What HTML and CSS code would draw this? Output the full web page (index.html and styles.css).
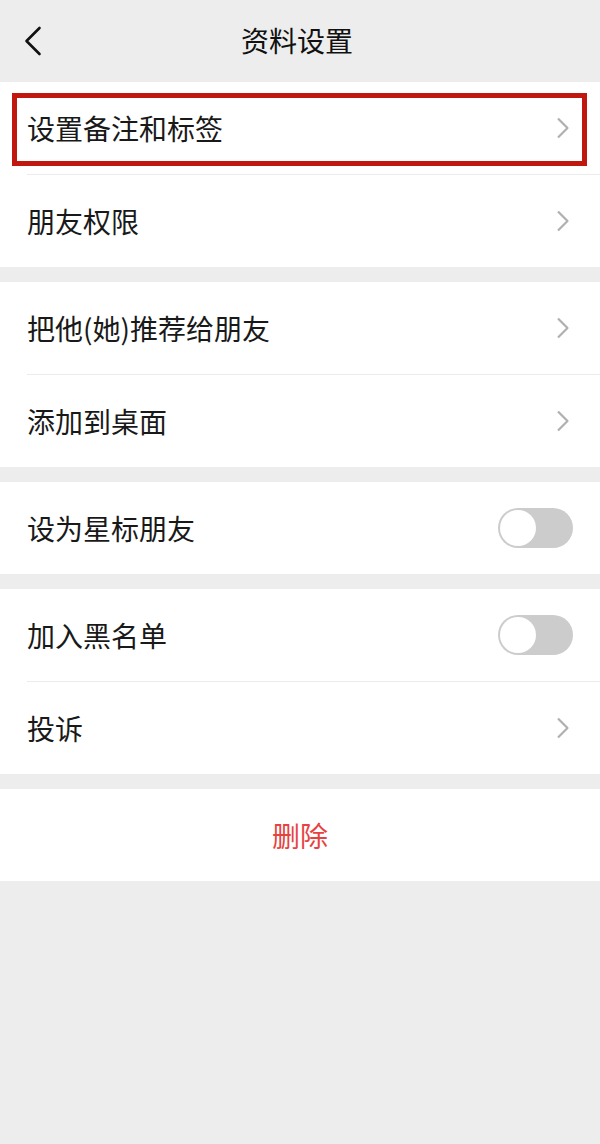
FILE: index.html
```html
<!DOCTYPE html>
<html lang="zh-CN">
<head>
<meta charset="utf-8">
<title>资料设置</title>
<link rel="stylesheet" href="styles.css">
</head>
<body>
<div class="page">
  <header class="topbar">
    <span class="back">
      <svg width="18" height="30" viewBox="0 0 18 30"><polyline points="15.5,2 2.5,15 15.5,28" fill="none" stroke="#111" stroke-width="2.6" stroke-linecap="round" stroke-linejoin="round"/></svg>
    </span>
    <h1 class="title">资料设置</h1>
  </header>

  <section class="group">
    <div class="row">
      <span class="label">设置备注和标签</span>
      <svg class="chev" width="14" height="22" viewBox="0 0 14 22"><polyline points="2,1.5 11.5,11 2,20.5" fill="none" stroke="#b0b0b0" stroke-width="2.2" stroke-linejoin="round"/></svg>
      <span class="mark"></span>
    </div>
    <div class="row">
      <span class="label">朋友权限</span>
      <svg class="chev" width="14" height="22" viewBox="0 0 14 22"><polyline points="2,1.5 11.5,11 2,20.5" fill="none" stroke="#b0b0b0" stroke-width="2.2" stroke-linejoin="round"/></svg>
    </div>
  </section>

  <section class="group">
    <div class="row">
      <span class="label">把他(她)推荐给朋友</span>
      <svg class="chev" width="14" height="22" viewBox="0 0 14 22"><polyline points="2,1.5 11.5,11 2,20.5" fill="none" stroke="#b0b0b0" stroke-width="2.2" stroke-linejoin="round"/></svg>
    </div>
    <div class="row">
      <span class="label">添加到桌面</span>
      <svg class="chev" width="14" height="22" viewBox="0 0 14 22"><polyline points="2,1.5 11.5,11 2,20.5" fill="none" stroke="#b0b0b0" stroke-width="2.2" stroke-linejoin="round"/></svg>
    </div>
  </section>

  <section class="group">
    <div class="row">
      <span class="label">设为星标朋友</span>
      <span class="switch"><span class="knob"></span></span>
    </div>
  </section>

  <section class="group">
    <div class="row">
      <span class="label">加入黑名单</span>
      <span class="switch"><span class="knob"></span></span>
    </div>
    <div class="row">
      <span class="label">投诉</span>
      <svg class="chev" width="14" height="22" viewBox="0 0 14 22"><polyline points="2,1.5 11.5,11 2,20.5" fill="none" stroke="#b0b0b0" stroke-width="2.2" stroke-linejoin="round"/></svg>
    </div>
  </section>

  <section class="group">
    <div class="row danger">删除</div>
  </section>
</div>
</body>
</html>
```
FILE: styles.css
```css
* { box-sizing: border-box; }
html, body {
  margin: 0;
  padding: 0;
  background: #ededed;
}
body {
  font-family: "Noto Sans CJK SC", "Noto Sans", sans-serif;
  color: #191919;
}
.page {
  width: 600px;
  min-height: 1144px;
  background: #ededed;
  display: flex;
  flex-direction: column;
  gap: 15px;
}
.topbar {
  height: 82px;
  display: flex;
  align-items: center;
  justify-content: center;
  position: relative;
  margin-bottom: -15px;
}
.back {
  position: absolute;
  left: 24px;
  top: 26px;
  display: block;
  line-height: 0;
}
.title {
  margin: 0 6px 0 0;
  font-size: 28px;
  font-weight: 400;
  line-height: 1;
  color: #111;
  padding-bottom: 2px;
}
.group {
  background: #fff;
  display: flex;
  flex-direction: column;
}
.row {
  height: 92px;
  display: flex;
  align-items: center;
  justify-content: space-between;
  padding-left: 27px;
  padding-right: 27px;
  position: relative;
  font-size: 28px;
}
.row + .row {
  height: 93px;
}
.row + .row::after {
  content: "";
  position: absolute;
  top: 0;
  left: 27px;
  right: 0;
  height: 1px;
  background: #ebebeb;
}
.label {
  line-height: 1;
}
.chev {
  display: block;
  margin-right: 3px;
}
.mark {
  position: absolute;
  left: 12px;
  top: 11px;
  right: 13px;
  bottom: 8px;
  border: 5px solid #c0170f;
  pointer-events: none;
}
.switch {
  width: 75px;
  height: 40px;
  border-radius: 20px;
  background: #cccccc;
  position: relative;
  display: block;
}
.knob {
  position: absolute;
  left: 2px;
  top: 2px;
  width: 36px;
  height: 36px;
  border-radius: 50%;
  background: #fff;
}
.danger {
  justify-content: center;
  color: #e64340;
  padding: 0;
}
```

-*-*-

> **TASK INSTRUCTIONS**: Extract every line of the data exactly; pictures stay out.

> **COMPLETE OUTPUT**:
What HTML and CSS code would draw this? Output the full web page (index.html and styles.css).
FILE: index.html
```html
<!DOCTYPE html>
<html lang="zh-CN">
<head>
<meta charset="utf-8">
<title>资料设置</title>
<link rel="stylesheet" href="styles.css">
</head>
<body>
<div class="page">
  <header class="topbar">
    <span class="back">
      <svg width="18" height="30" viewBox="0 0 18 30"><polyline points="15.5,2 2.5,15 15.5,28" fill="none" stroke="#111" stroke-width="2.6" stroke-linecap="round" stroke-linejoin="round"/></svg>
    </span>
    <h1 class="title">资料设置</h1>
  </header>

  <section class="group">
    <div class="row">
      <span class="label">设置备注和标签</span>
      <svg class="chev" width="14" height="22" viewBox="0 0 14 22"><polyline points="2,1.5 11.5,11 2,20.5" fill="none" stroke="#b0b0b0" stroke-width="2.2" stroke-linejoin="round"/></svg>
      <span class="mark"></span>
    </div>
    <div class="row">
      <span class="label">朋友权限</span>
      <svg class="chev" width="14" height="22" viewBox="0 0 14 22"><polyline points="2,1.5 11.5,11 2,20.5" fill="none" stroke="#b0b0b0" stroke-width="2.2" stroke-linejoin="round"/></svg>
    </div>
  </section>

  <section class="group">
    <div class="row">
      <span class="label">把他(她)推荐给朋友</span>
      <svg class="chev" width="14" height="22" viewBox="0 0 14 22"><polyline points="2,1.5 11.5,11 2,20.5" fill="none" stroke="#b0b0b0" stroke-width="2.2" stroke-linejoin="round"/></svg>
    </div>
    <div class="row">
      <span class="label">添加到桌面</span>
      <svg class="chev" width="14" height="22" viewBox="0 0 14 22"><polyline points="2,1.5 11.5,11 2,20.5" fill="none" stroke="#b0b0b0" stroke-width="2.2" stroke-linejoin="round"/></svg>
    </div>
  </section>

  <section class="group">
    <div class="row">
      <span class="label">设为星标朋友</span>
      <span class="switch"><span class="knob"></span></span>
    </div>
  </section>

  <section class="group">
    <div class="row">
      <span class="label">加入黑名单</span>
      <span class="switch"><span class="knob"></span></span>
    </div>
    <div class="row">
      <span class="label">投诉</span>
      <svg class="chev" width="14" height="22" viewBox="0 0 14 22"><polyline points="2,1.5 11.5,11 2,20.5" fill="none" stroke="#b0b0b0" stroke-width="2.2" stroke-linejoin="round"/></svg>
    </div>
  </section>

  <section class="group">
    <div class="row danger">删除</div>
  </section>
</div>
</body>
</html>
```
FILE: styles.css
```css
* { box-sizing: border-box; }
html, body {
  margin: 0;
  padding: 0;
  background: #ededed;
}
body {
  font-family: "Noto Sans CJK SC", "Noto Sans", sans-serif;
  color: #191919;
}
.page {
  width: 600px;
  min-height: 1144px;
  background: #ededed;
  display: flex;
  flex-direction: column;
  gap: 15px;
}
.topbar {
  height: 82px;
  display: flex;
  align-items: center;
  justify-content: center;
  position: relative;
  margin-bottom: -15px;
}
.back {
  position: absolute;
  left: 24px;
  top: 26px;
  display: block;
  line-height: 0;
}
.title {
  margin: 0 6px 0 0;
  font-size: 28px;
  font-weight: 400;
  line-height: 1;
  color: #111;
  padding-bottom: 2px;
}
.group {
  background: #fff;
  display: flex;
  flex-direction: column;
}
.row {
  height: 92px;
  display: flex;
  align-items: center;
  justify-content: space-between;
  padding-left: 27px;
  padding-right: 27px;
  position: relative;
  font-size: 28px;
}
.row + .row {
  height: 93px;
}
.row + .row::after {
  content: "";
  position: absolute;
  top: 0;
  left: 27px;
  right: 0;
  height: 1px;
  background: #ebebeb;
}
.label {
  line-height: 1;
}
.chev {
  display: block;
  margin-right: 3px;
}
.mark {
  position: absolute;
  left: 12px;
  top: 11px;
  right: 13px;
  bottom: 8px;
  border: 5px solid #c0170f;
  pointer-events: none;
}
.switch {
  width: 75px;
  height: 40px;
  border-radius: 20px;
  background: #cccccc;
  position: relative;
  display: block;
}
.knob {
  position: absolute;
  left: 2px;
  top: 2px;
  width: 36px;
  height: 36px;
  border-radius: 50%;
  background: #fff;
}
.danger {
  justify-content: center;
  color: #e64340;
  padding: 0;
}
```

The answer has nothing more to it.